LTT Review: Shared Agendas Thursday 6-5-2010
(3/5)
This performance was the fourteenth Shared Agendas event. Shared Agendas provides an annual forum for a cross-disciplinary, improvised exchange between musicians, dancers, actors, performers, and techies. James Reedy explains that the work exists “within a spectrum which includes both inappropriate and appropriate activity as well as auspicious co-incidence.” This latest instalment of Shared Agendas provided many an inappropriate moment and a number of beautiful auspicious co-incidences.

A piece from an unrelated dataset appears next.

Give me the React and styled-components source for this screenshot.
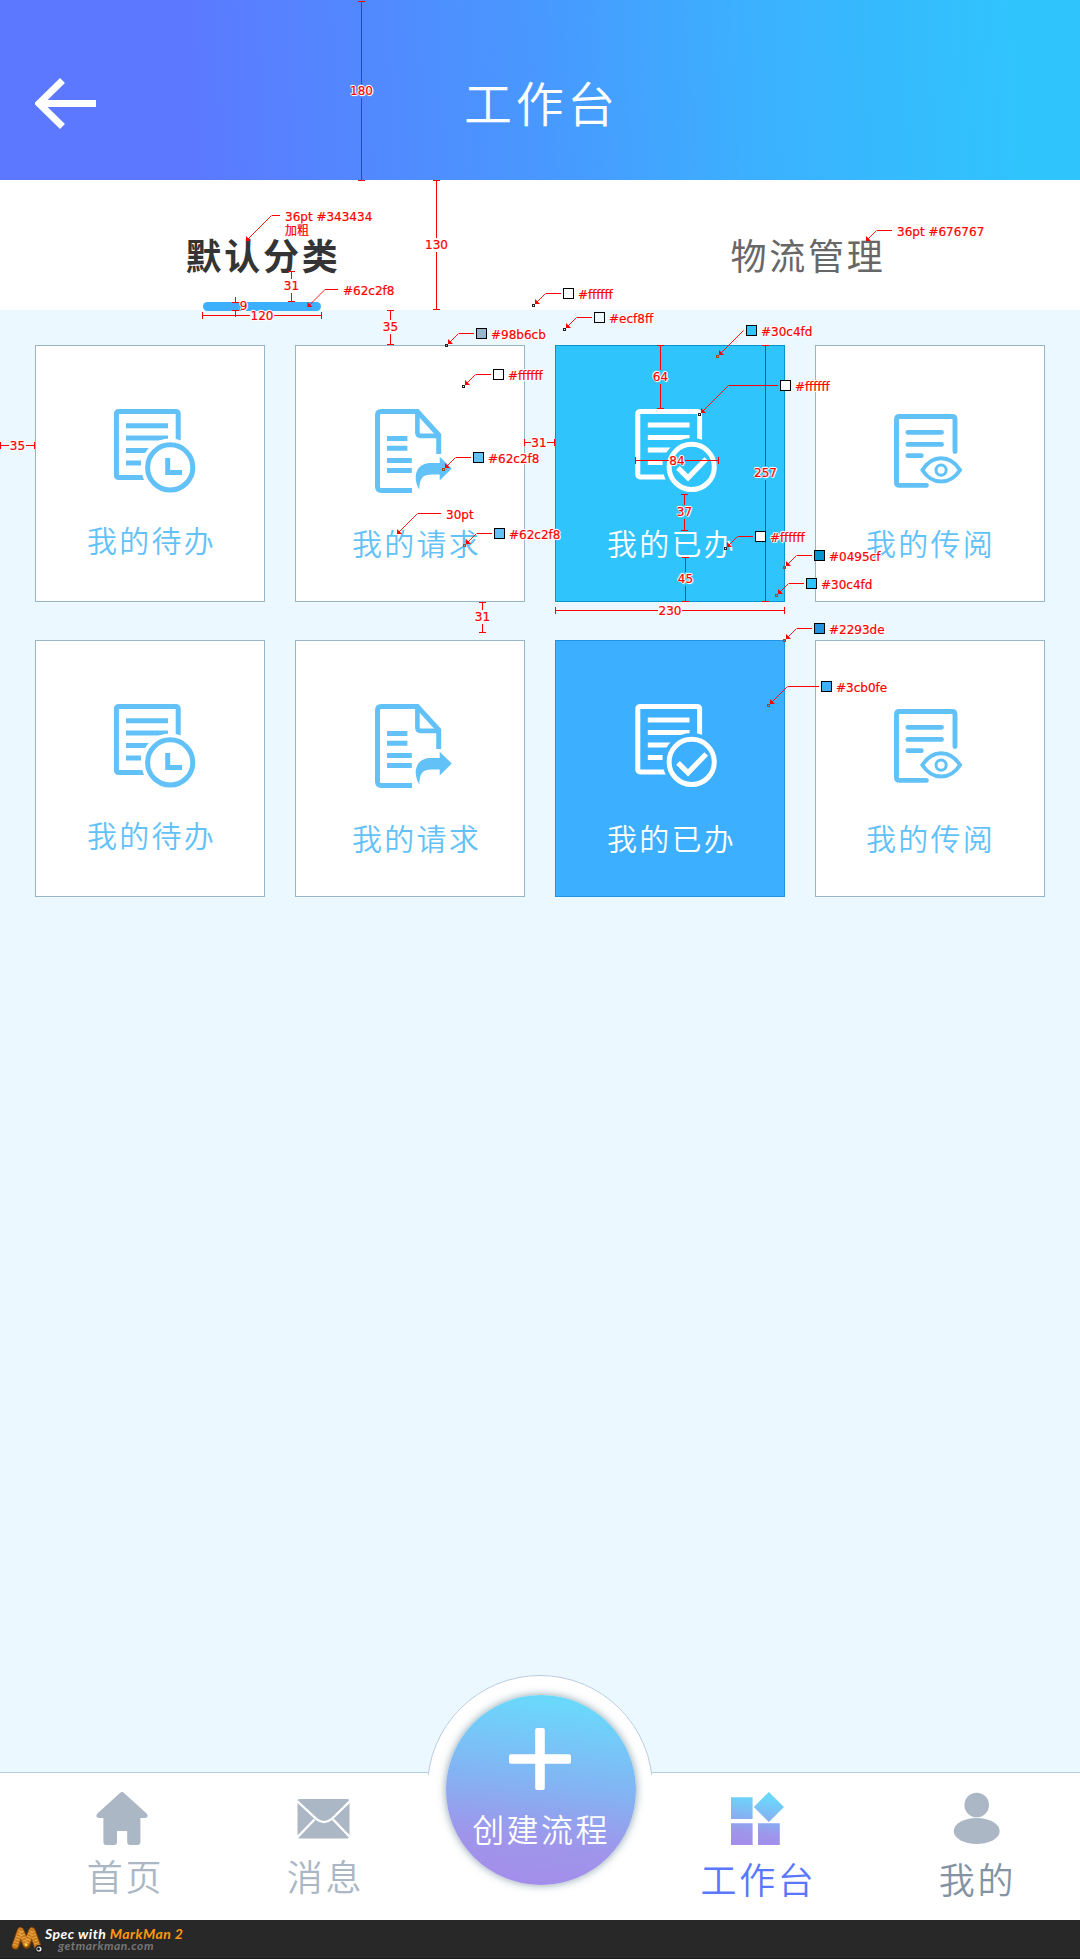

Creating an improvised performance involving nigh on 15 performers is always going to be risky, but with the combined experience of all those involved I did feel like I was in very safe hands. What I particularly loved was the live camera feed, operated by Roberts. This offered a certain distancing effect within the piece as the audience was invited to engage with the performance on a whole new level, through the medium of projection. When I found the action on-stage to be cluttered and overwhelming I could retreat into the world that Roberts was creating on screen.
What I didn’t particularly appreciate were the exclamations that began “last year in Shared Agendas ...” I wasn’t interested in then, I was interested in what was happening now. What was happening in the space was often jumbled and I craved moments of silence, darkness, and stillness. There needed to be more contrast within the performance. The performers were not often aware of the other bodies in the space and thus certain moments were not given the space and time to fully evolve before our attention was snapped away to gratify someone else’s offering; but, alas, such is the nature of improvised performance.
On the whole this was an interesting, sometimes un-nerving but fulfilling performance that was full of joyous surprises, and I hope Shared Agendas continues to be included in the annual Lunchtime Theatre line-up.